A side benefit of the efforts to bring the needlecraft team together was that it became apparent that many of the men had backgrounds in electrical, construction, automotive, engineering and other fields. Their desire to do something led to a support team that began assisting the families of deployed military members.

"If you ask people (in the military) what they want most, they don't want anything for themselves but they want to make sure their families are being taken care of," said Chaplain (Maj.) Paul Sutter, who helps coordinate the volunteers and helps fund their efforts through Chapel donations. "They (the Fam Camp) do a great service; these ladies really kick it in gear and go full steam ahead."

Another benefit of helping the troops has been in improving the relationship and opening communication between the Fam Campers, most of who are retired military, and the active duty troops. It also has been a way of introducing them to the base Chapel and all the good it does," said Mrs. Freeman.

"We have met so many new people in uniform and we talk and exchange," she said. "Now when some of them see us they say 'Hey, how you doing?' "

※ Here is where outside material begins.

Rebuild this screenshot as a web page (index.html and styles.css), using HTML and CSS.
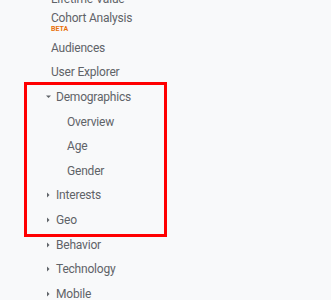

Many at the Fam Camp used their own money to buy materials for projects. They are not allowed to actively seek donations but some people found out about their work and have donated to the chapel to help their cause. Mrs. Freeman says she hopes the trend continues next season.

The Fam Campers do what they do to be helpful but Mrs. Freeman admits there is selfish component. Many there derive great satisfaction from knowing they are doing something worthwhile and they improve the quality of their lives by becoming more active and useful. And it appears many new services will evolve as the "tremendous resources" at the Fam Camp are realized. Baby sitting services for stressed out moms and dads, cooking meals for security forces personnel who can't leave their post were added this season and will continue next.

"We never know what talent we are going to find (among the campers)," said Mrs. Freeman but we have a lot of people with valuable skills that can be used to support the troops and our veterans."